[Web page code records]
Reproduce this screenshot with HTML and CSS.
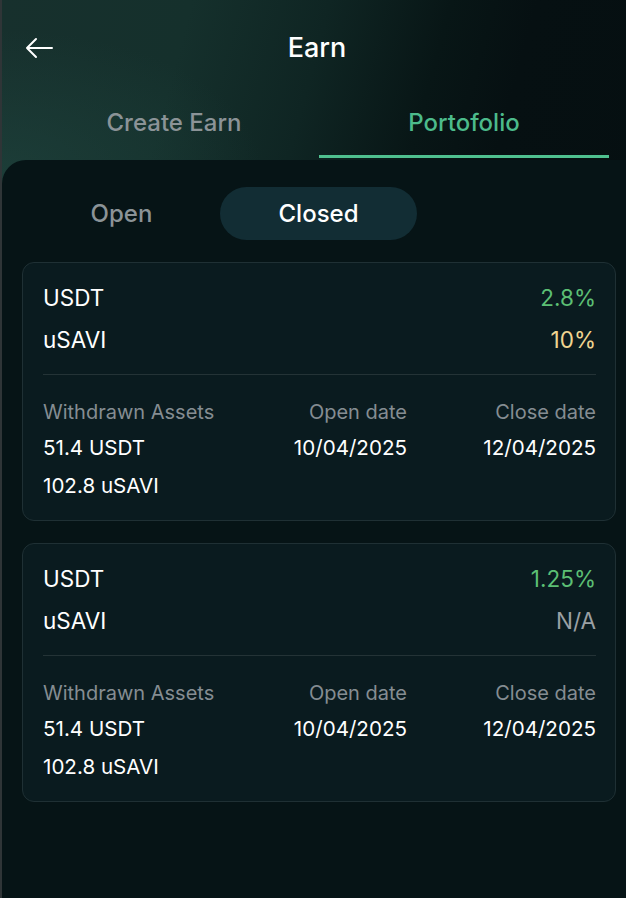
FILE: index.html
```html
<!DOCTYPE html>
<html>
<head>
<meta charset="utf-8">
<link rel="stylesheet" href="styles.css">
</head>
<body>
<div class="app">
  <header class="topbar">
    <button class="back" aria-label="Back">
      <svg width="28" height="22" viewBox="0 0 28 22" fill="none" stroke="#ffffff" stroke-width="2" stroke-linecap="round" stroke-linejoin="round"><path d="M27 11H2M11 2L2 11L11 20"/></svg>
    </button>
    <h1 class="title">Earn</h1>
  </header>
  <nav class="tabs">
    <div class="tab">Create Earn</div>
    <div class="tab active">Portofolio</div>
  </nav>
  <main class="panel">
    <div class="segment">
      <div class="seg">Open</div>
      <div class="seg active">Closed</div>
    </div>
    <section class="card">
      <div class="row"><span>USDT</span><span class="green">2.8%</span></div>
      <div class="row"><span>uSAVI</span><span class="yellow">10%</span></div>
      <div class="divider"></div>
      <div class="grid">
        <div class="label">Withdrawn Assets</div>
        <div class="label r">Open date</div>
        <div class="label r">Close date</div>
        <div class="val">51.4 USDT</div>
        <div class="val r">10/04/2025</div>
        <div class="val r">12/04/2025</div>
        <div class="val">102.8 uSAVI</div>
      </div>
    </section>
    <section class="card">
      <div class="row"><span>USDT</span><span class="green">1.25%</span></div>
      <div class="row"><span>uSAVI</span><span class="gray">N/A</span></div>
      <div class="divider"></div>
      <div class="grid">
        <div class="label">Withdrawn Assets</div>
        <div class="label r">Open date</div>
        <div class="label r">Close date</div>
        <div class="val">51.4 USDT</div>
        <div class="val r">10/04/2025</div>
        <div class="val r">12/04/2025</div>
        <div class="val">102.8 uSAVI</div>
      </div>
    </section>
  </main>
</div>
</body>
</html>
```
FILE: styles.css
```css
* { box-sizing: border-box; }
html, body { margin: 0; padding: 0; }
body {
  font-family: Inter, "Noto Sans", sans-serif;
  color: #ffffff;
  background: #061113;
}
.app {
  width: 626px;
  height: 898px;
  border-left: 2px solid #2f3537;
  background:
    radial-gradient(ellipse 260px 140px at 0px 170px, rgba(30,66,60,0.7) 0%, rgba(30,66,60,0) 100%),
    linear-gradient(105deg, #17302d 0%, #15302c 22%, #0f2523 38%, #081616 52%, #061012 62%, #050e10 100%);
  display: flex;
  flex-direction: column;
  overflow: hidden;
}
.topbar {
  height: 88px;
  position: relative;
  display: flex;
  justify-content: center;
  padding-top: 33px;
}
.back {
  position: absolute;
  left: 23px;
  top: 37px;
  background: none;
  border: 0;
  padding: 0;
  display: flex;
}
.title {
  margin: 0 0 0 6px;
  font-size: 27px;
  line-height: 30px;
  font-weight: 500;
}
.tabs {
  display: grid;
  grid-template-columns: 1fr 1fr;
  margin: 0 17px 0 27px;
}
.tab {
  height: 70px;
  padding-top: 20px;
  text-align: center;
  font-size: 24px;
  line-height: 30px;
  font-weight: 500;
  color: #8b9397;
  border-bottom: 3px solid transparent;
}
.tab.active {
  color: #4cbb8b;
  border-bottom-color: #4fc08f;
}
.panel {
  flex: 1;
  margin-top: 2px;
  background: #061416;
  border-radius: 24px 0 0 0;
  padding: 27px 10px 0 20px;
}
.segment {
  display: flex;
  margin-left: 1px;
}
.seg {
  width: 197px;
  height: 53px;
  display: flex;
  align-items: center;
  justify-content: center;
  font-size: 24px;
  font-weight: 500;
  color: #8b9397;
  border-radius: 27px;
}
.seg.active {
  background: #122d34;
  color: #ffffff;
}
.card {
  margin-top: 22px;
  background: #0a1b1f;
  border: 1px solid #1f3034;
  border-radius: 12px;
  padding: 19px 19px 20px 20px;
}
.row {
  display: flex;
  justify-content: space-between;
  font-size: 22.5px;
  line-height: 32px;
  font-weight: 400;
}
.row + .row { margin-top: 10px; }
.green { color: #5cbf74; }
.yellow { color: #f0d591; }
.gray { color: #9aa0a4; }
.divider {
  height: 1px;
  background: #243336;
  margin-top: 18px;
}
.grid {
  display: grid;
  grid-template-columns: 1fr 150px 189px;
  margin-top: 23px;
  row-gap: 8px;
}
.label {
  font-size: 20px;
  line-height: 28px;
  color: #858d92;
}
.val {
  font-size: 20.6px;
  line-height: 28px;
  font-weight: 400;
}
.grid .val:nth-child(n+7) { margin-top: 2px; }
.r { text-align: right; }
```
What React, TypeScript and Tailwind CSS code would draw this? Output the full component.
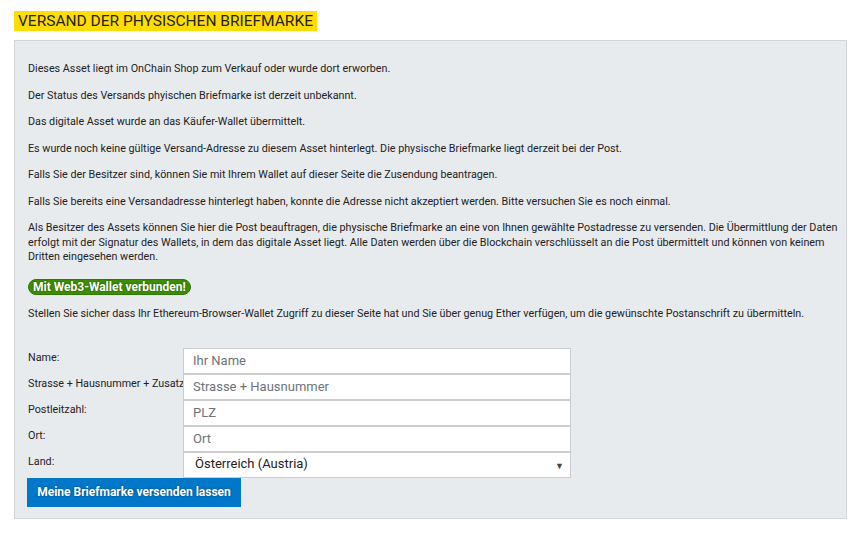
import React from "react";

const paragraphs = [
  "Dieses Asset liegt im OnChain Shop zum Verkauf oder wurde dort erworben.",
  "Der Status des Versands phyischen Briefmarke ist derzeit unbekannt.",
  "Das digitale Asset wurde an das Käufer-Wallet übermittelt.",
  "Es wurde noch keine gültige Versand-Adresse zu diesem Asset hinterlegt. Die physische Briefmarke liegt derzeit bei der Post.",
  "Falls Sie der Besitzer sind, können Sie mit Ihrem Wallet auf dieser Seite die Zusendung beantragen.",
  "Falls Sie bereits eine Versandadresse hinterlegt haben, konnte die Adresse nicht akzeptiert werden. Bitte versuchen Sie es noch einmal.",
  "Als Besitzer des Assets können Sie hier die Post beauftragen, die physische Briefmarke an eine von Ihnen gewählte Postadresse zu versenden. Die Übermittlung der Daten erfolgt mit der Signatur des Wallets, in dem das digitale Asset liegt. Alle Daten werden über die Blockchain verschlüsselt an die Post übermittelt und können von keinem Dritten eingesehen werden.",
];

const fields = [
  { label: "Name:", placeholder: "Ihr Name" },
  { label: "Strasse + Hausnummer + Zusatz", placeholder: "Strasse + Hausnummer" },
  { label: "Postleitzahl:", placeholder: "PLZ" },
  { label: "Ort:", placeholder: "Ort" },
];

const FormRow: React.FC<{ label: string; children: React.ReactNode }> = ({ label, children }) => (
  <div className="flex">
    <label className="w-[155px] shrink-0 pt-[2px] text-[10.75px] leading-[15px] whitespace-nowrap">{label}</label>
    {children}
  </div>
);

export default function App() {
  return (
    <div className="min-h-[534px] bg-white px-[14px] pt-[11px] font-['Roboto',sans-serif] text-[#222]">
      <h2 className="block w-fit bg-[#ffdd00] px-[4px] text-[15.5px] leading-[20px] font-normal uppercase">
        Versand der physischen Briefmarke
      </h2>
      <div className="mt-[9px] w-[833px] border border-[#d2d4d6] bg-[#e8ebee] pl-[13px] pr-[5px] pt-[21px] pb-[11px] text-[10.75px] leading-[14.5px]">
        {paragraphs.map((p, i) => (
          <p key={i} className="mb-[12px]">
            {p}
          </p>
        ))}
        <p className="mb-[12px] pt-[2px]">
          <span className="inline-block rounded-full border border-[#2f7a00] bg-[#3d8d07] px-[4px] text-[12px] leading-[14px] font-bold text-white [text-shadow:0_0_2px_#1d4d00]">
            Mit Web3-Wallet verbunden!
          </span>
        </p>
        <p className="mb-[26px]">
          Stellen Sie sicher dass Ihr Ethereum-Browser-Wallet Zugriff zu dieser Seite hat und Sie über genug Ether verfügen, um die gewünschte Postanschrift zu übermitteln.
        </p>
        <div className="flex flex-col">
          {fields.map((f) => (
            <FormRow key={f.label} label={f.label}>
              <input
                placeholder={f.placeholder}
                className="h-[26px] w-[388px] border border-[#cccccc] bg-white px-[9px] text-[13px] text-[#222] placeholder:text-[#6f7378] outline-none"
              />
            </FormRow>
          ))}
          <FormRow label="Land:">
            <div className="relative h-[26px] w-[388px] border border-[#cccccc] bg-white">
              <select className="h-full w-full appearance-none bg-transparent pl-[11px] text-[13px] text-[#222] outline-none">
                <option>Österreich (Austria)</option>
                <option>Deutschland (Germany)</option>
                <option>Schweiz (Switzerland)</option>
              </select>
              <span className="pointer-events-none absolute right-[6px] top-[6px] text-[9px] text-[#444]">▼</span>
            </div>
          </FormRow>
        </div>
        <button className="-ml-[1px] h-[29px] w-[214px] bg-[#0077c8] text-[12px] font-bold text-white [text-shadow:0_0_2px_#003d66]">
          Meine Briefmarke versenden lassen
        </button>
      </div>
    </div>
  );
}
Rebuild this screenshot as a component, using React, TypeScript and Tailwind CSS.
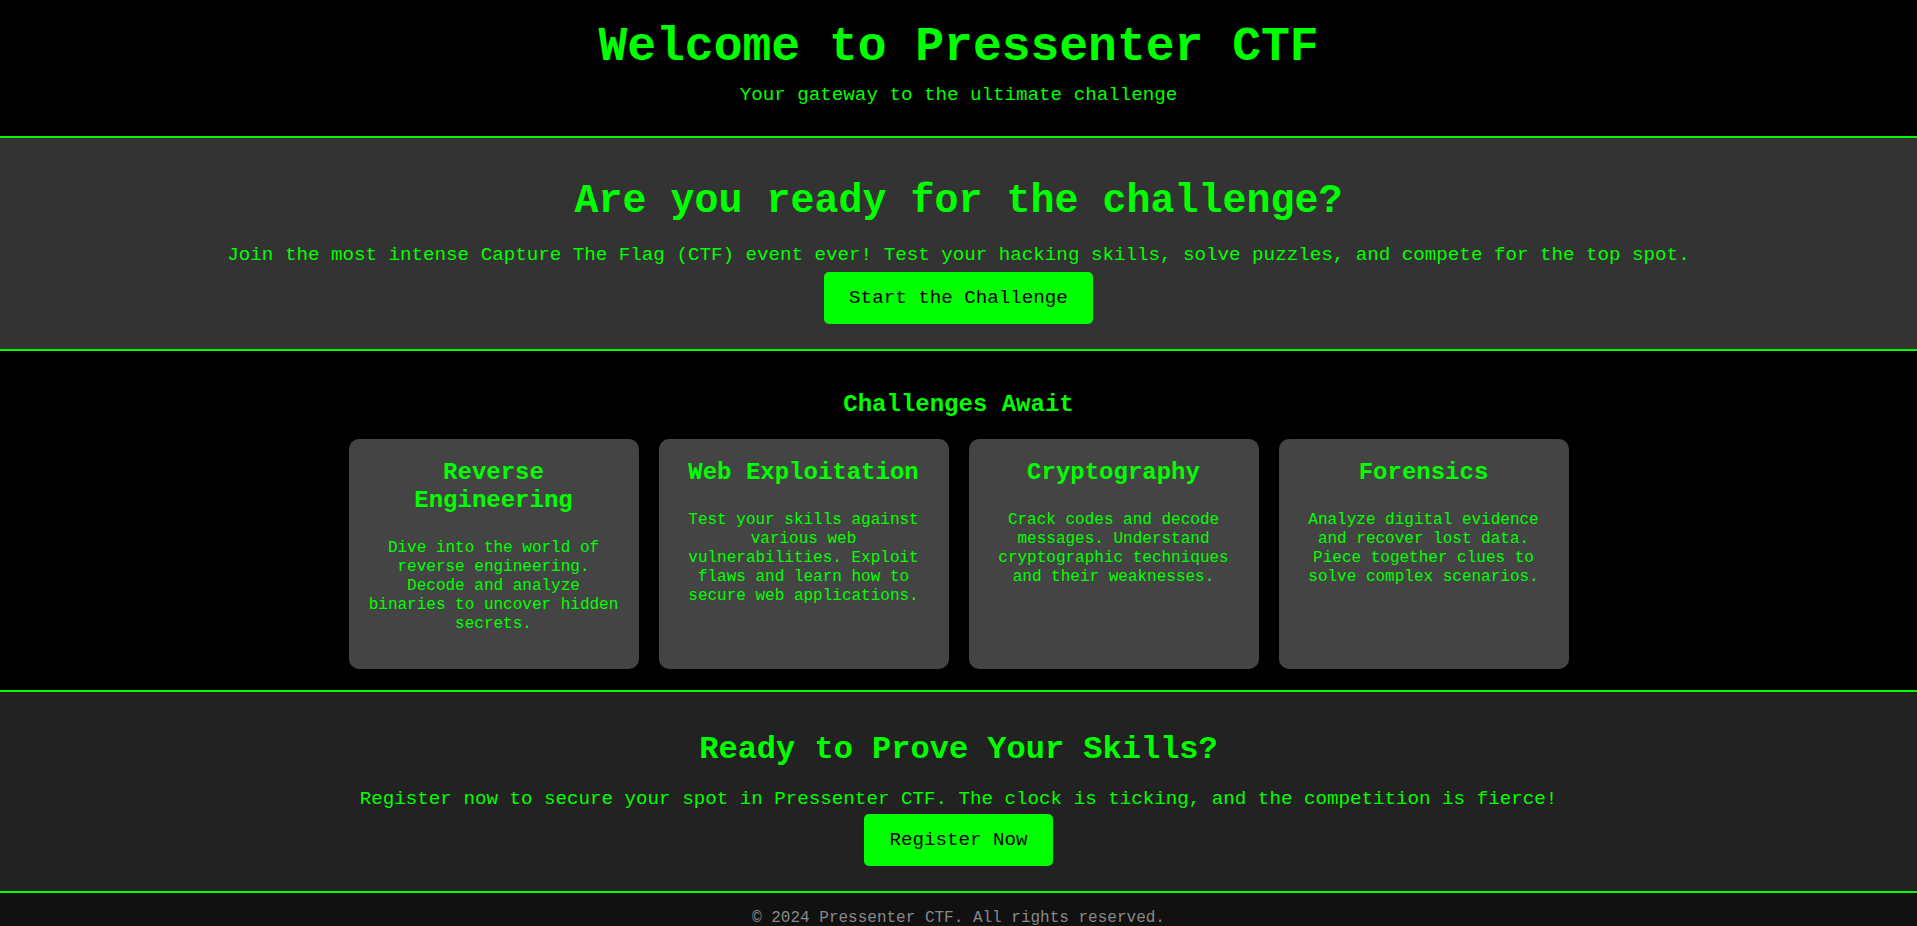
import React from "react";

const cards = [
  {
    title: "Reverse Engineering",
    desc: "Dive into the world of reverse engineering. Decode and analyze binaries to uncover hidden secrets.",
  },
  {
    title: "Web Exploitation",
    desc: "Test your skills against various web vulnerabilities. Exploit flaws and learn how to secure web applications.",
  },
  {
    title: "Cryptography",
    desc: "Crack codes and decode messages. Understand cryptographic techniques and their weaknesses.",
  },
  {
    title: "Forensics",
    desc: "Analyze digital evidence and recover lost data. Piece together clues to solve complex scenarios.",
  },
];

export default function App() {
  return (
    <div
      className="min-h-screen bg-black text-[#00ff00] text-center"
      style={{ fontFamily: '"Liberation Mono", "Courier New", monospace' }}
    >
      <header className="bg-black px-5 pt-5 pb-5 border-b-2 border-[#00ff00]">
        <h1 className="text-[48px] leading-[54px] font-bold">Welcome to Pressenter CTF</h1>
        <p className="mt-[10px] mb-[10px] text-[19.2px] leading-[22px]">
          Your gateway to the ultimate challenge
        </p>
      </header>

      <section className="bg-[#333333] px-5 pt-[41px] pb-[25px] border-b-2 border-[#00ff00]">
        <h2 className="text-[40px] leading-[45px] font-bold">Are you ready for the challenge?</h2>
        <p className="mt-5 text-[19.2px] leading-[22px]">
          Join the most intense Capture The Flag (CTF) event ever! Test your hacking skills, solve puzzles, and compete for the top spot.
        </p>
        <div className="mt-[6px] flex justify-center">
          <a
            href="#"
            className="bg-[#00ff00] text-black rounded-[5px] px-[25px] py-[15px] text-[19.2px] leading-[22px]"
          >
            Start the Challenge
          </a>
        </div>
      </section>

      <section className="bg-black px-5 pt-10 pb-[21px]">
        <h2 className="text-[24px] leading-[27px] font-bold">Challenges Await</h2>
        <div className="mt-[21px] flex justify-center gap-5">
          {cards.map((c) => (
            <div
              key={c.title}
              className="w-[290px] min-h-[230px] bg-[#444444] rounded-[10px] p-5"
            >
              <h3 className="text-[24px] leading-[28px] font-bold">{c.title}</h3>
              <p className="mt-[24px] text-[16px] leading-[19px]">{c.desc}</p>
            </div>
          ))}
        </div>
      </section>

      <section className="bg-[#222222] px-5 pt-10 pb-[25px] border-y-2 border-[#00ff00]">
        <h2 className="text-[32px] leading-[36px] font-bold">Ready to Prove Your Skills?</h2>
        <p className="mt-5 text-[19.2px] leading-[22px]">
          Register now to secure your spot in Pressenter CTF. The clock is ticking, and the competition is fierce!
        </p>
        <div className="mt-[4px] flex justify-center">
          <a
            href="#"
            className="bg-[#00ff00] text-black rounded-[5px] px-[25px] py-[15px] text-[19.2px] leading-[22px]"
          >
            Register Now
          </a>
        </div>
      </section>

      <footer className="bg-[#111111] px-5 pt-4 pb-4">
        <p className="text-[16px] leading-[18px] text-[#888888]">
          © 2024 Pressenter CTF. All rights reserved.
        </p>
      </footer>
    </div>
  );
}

**GIVEN EXERCISE**
Identify all lines where the word "TypeScript" shows up. Copy them.

**RESPONSE TO THE EXERCISE**
What React, TypeScript and Tailwind CSS code would draw this? Output the full component.
Rebuild this screenshot as a component, using React, TypeScript and Tailwind CSS.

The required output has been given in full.